Most educated people accept and embrace the idea of an increasingly integrated world. The problem is how to go forward into the future in a way that's fair and doesn't increase oppression, pollution, child labor, even slavery and indenture, to say nothing of the disenfranchisement of the ex-middle class in places like America.
These are very difficult questions. They're ones that probably won't have positive solutions without the determined leadership of the world's bigger democratic powers, like the U.S. and the E.U.
The problem is that the major parties in the United States in particular seem almost totally disinterested in addressing the inequities of globalism. That’s because conventional wisdom is still stuck in the Friedman stage of telling people that if they’re troubled by the global economy, they’re just afraid of the future.

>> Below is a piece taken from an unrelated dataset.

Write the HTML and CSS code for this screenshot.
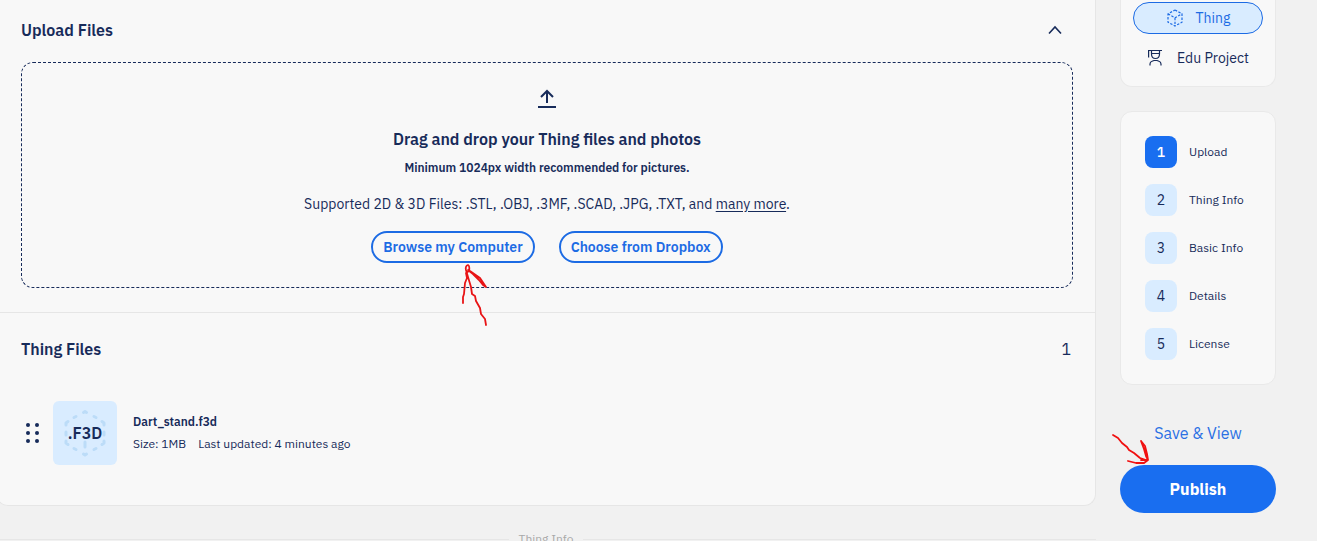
FILE: index.html
```html
<!DOCTYPE html>
<html lang="en">
<head>
<meta charset="utf-8">
<title>Upload Thing</title>
<link rel="stylesheet" href="styles.css">
</head>
<body>
<div class="page">
  <main class="main">
    <div class="panel">
      <section class="upload">
        <div class="section-head">
          <h2 class="title">Upload Files</h2>
          <button class="collapse" type="button" aria-label="Collapse">
            <svg width="16" height="16" viewBox="0 0 16 16" fill="none" stroke="currentColor" stroke-width="1.6"><path d="M2 11.500L8 5L14 11.500"/></svg>
          </button>
        </div>
        <div class="dropzone">
          <svg class="upload-icon" width="20" height="20" viewBox="0 0 20 20" fill="none" stroke="currentColor" stroke-width="2"><path d="M10 14V2M4 8L10 2L16 8M1 18H19"/></svg>
          <h3 class="title drop-title">Drag and drop your Thing files and photos</h3>
          <p class="drop-hint">Minimum 1024px width recommended for pictures.</p>
          <p class="drop-types">Supported 2D &amp; 3D Files: .STL, .OBJ, .3MF, .SCAD, .JPG, .TXT, and <a class="more" href="#">many more</a>.</p>
          <div class="drop-actions">
            <div class="marked">
              <button class="outline-btn" type="button">Browse my Computer</button>
              <svg class="mark mark-browse" width="32" height="66" viewBox="0 0 32 66" fill="none" stroke="#e81416" stroke-width="1.8" stroke-linecap="round" stroke-linejoin="round" aria-hidden="true"><path d="M25 62L24 56L20 51L19 45L15 38L14 33L11 31L10 24L7 14L5 7Q4 3 7 2Q9 3 8 8L5 10L6 15L4 20L3 31L2 34V40M7 7L12 11L18 17L22 22L25 24L19 15L9 8"/></svg>
            </div>
            <button class="outline-btn" type="button">Choose from Dropbox</button>
          </div>
        </div>
      </section>
      <section class="files">
        <div class="files-head">
          <h2 class="title">Thing Files</h2>
          <span class="count">1</span>
        </div>
        <div class="file">
          <svg class="grip" width="14" height="20" viewBox="0 0 14 20" fill="currentColor"><circle cx="2" cy="2" r="2"/><circle cx="11" cy="2" r="2"/><circle cx="2" cy="10" r="2"/><circle cx="11" cy="10" r="2"/><circle cx="2" cy="18" r="2"/><circle cx="11" cy="18" r="2"/></svg>
          <div class="thumb">
            <svg class="thumb-art" width="44" height="48" viewBox="0 0 44 48" fill="none" stroke="#bcdcf8" stroke-width="3" stroke-linecap="round" stroke-linejoin="round"><path d="M20.500 3.500L22 2.500L23.500 3.500M31 7.500L33 8.500M39 12.500L41 14V16M41 23V26M41 32V34L39 35.500M33 39.500L31 40.500M23.500 45L22 46L20.500 45M13 40.500L11 39.500M5 35.500L3 34V32M3 26V23M3 16V14L5 12.500M11 8.500L13 7.500M22 33V38"/></svg>
            <span class="thumb-ext">.F3D</span>
          </div>
          <div class="file-info">
            <div class="file-name">Dart_stand.f3d</div>
            <div class="file-meta"><span>Size: 1MB</span><span>Last updated: 4 minutes ago</span></div>
          </div>
        </div>
      </section>
    </div>
    <div class="separator"><span>Thing Info</span></div>
  </main>
  <aside class="sidebar">
    <div class="card types">
      <button class="type type-active" type="button">
        <svg width="18" height="18" viewBox="0 0 18 18" fill="none" stroke="currentColor" stroke-width="1.2" stroke-dasharray="2.4 1.5"><path d="M9 1L16 4.800V13.200L9 17L2 13.200V4.800L9 1M2 4.800L9 8.800L16 4.800M9 8.800V17"/></svg>
        <span>Thing</span>
      </button>
      <button class="type" type="button">
        <svg width="18" height="18" viewBox="0 0 18 18" fill="none" stroke="currentColor" stroke-width="1.2"><path d="M1 1.500H15M1.600 1.500V8.500M4.500 2V5Q4.500 9.500 8.500 9.500Q12.500 9.500 12.500 5V2M4.500 4.500H12.500M3 16.500V15Q3 13 5 12.300L7 11.500H10L12 12.300Q14 13 14 15V16.500"/></svg>
        <span>Edu Project</span>
      </button>
    </div>
    <nav class="card steps">
      <a class="step step-active" href="#"><span class="num">1</span><span>Upload</span></a>
      <a class="step" href="#"><span class="num">2</span><span>Thing Info</span></a>
      <a class="step" href="#"><span class="num">3</span><span>Basic Info</span></a>
      <a class="step" href="#"><span class="num">4</span><span>Details</span></a>
      <a class="step" href="#"><span class="num">5</span><span>License</span></a>
    </nav>
    <div class="actions">
      <a class="save" href="#">Save &amp; View</a>
      <div class="marked">
        <button class="publish" type="button">Publish</button>
        <svg class="mark mark-publish" width="40" height="34" viewBox="0 0 40 34" fill="none" stroke="#f01010" stroke-width="1.8" stroke-linecap="round" stroke-linejoin="round" aria-hidden="true"><path d="M2 2L7 5L11 10L16 14L18 17L23 20L29 25L35 27M30 8L34 13L36 21L37 27L35 23L33 16L30 8M17 28L25 30L33 30L37 27L30 27"/></svg>
      </div>
    </div>
  </aside>
</div>
</body>
</html>
```
FILE: styles.css
```css
* {
  box-sizing: border-box;
}

body {
  margin: 0;
  height: 100vh;
  overflow: hidden;
  background: #f1f1f1;
  color: #172b5a;
  font-family: "IBM Plex Sans", Roboto, "Liberation Sans", sans-serif;
  font-size: 14px;
  line-height: 20px;
}

h2, h3, p {
  margin: 0;
}

button {
  font: inherit;
  color: inherit;
  background: none;
  border: 0;
  padding: 0;
  cursor: pointer;
}

a {
  color: inherit;
  text-decoration: none;
}

svg {
  display: block;
  flex: none;
}

.page {
  display: grid;
  grid-template-columns: minmax(0, 1fr) 156px;
  column-gap: 24px;
  padding-right: 41px;
}

.main {
  margin-left: -4px;
}

.panel {
  background: #f8f8f8;
  border: 1px solid #e6e6e6;
  border-top: 0;
  border-radius: 0 0 12px 12px;
}

.title {
  font-size: 16px;
  font-weight: 600;
  line-height: 24px;
}

.upload {
  padding: 18px 22px 24px 24px;
  border-bottom: 1px solid #e6e6e6;
}

.section-head,
.files-head {
  display: flex;
  align-items: center;
  justify-content: space-between;
}

.collapse {
  margin-right: 10px;
}

.dropzone {
  margin-top: 20px;
  padding: 26px 16px 24px;
  display: flex;
  flex-direction: column;
  align-items: center;
  text-align: center;
  border: 1px dashed #172b5a;
  border-radius: 12px;
}

.drop-title {
  margin-top: 18px;
}

.drop-hint {
  margin-top: 8px;
  font-size: 12px;
  font-weight: 600;
  line-height: 18px;
}

.drop-types {
  margin-top: 16px;
  line-height: 22px;
}

.more {
  text-decoration: underline;
  text-underline-offset: 2px;
}

.drop-actions {
  display: flex;
  gap: 24px;
  margin-top: 16px;
}

.outline-btn {
  height: 32px;
  padding: 0 10px;
  color: #1c6be4;
  font-weight: 600;
  border: 2px solid #1c6be4;
  border-radius: 16px;
}

.marked {
  position: relative;
}

.mark {
  position: absolute;
  pointer-events: none;
}

.mark-browse {
  top: 32px;
  left: 90px;
}

.mark-publish {
  top: -32px;
  left: -9px;
}

.files {
  padding: 24px 24px 40px;
}

.count {
  font-size: 16px;
}

.file {
  display: flex;
  align-items: center;
  margin-top: 40px;
  padding-left: 5px;
}

.thumb {
  display: grid;
  place-items: center;
  width: 64px;
  height: 64px;
  margin: 0 16px 0 13px;
  background: #d9ecff;
  border-radius: 6px;
}

.thumb-art,
.thumb-ext {
  grid-area: 1 / 1;
}

.thumb-ext {
  font-size: 16px;
  font-weight: 600;
}

.file-info {
  font-size: 12px;
  line-height: 22px;
}

.file-name {
  font-weight: 600;
}

.file-meta {
  display: flex;
  gap: 12px;
}

.separator {
  display: flex;
  align-items: center;
  gap: 10px;
  margin-top: 25px;
  color: #a9a9a9;
  font-size: 12px;
  line-height: 16px;
}

.separator::before,
.separator::after {
  content: "";
  flex: 1;
  height: 1px;
  background: #e6e6e6;
}

.card {
  background: #f8f8f8;
  border: 1px solid #e9e9e9;
  border-radius: 12px;
}

.types {
  display: grid;
  gap: 8px;
  padding: 2px 12px 12px;
  border-top: 0;
  border-radius: 0 0 12px 12px;
}

.type {
  display: flex;
  align-items: center;
  justify-content: center;
  gap: 12px;
  height: 32px;
  border-radius: 16px;
}

.type-active {
  color: #1c6be4;
  background: #d9ecff;
  border: 1px solid #1c6be4;
}

.steps {
  display: grid;
  gap: 16px;
  margin-top: 24px;
  padding: 24px;
}

.step {
  display: flex;
  align-items: center;
  gap: 12px;
  font-size: 12px;
  white-space: nowrap;
}

.num {
  width: 32px;
  height: 32px;
  line-height: 32px;
  font-size: 14px;
  text-align: center;
  background: #d9ecff;
  border-radius: 8px;
}

.step-active .num {
  color: #fff;
  background: #196ef0;
  font-weight: 500;
}

.actions {
  display: grid;
  gap: 16px;
  margin-top: 32px;
}

.save {
  color: #2b70e4;
  font-size: 16px;
  line-height: 32px;
  text-align: center;
}

.publish {
  display: block;
  width: 100%;
  height: 48px;
  color: #fff;
  background: #196ef0;
  font-size: 16px;
  font-weight: 700;
  border-radius: 24px;
}
```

Because the Murphy's Law tendency of American politics demands that we draw every conceivable wrong lesson from an event before accidentally stumbling in the direction of progress, the twin revolts in the 2016 presidential race will surely be misinterpreted for a good long while by the Friedmans of the world.
They won't see the anti-establishment backlash as a reason to re-examine the impact of globalism on ordinary people. Instead, as Friedman puts it, they'll see an opportunity to build a single ruling coalition of "center-left Web People" (what a creepy image!) who will dominate the next generation of American politics:
My hope is that, for the good of the country, Republican Web People will, over time, join the Democratic Party and tilt it into a compassionate, center-left Web party for the 21st Century. That would be a party that is sensitive to the needs of working people ... but committed to capitalism, free markets and open trade as the vital engines of growth for a modern society.
Yes, let's be sensitive to the needs of working people, unless they have complaints about globalism, in which case we'll put our webbed hands over our ears and ignore them. Are you loving this political season yet?